I think this is the first time I worked so long on a story. Normally, it would take me at the most three, maybe four months to do a story from first scribblings to final draft. But that was when I had oodles of time at my leisure. When I started working on the fourth draft way back in September, I figured it would take a couple of months…December at the latest. Boy was I wrong.

Part of the reason why it to so long was that the story itself is picking long–almost 13,000 words. I might be able to get away with cutting out some words during the final grammar/spell check, but when I worked on this fourth draft, I intended on making it as tight as it could. So it will probably stay at it’s high word count. Another reason was that this was a deeper story than I realized. I needed to go slowly just to make sure the story stayed in line.

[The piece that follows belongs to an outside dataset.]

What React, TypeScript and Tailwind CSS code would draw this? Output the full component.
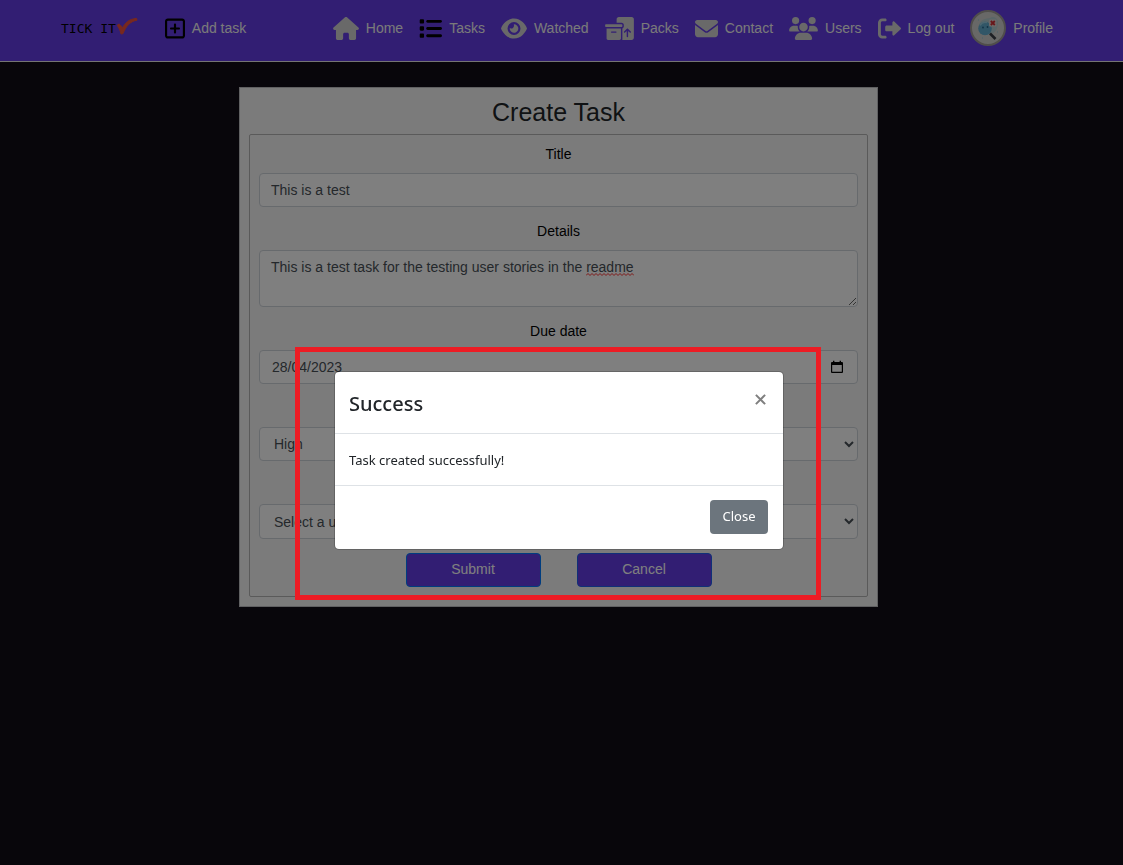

And the real reason? My life exploded.

Between October and May, my writing slowed to a crawl. There were days when I could only work on SAL for 10 minutes. The days when we worked on the house to get it ready for sale…I’d do some painting, go revise a sentence, do some more painting, revise another sentence. Ugh. Not that it wasn’t a good thing. The slow going helped me to focus, making sure each sentence, each word contributed to the story as a whole. (And it helped that I started reading Francine Prose’s book on reading slowly).

But revising that story felt like pulling out a mouthful of teeth. One molar at a time.

I’m pondering now if I should focus exclusively on re-reading Willow to get it ready for its editing. But part of me is crying to work on something new. Some poetry, maybe or another short story, one that is more light-hearted than SAL. I want to work on something cute and fluffy.

Guh. I really have been writing drama too long.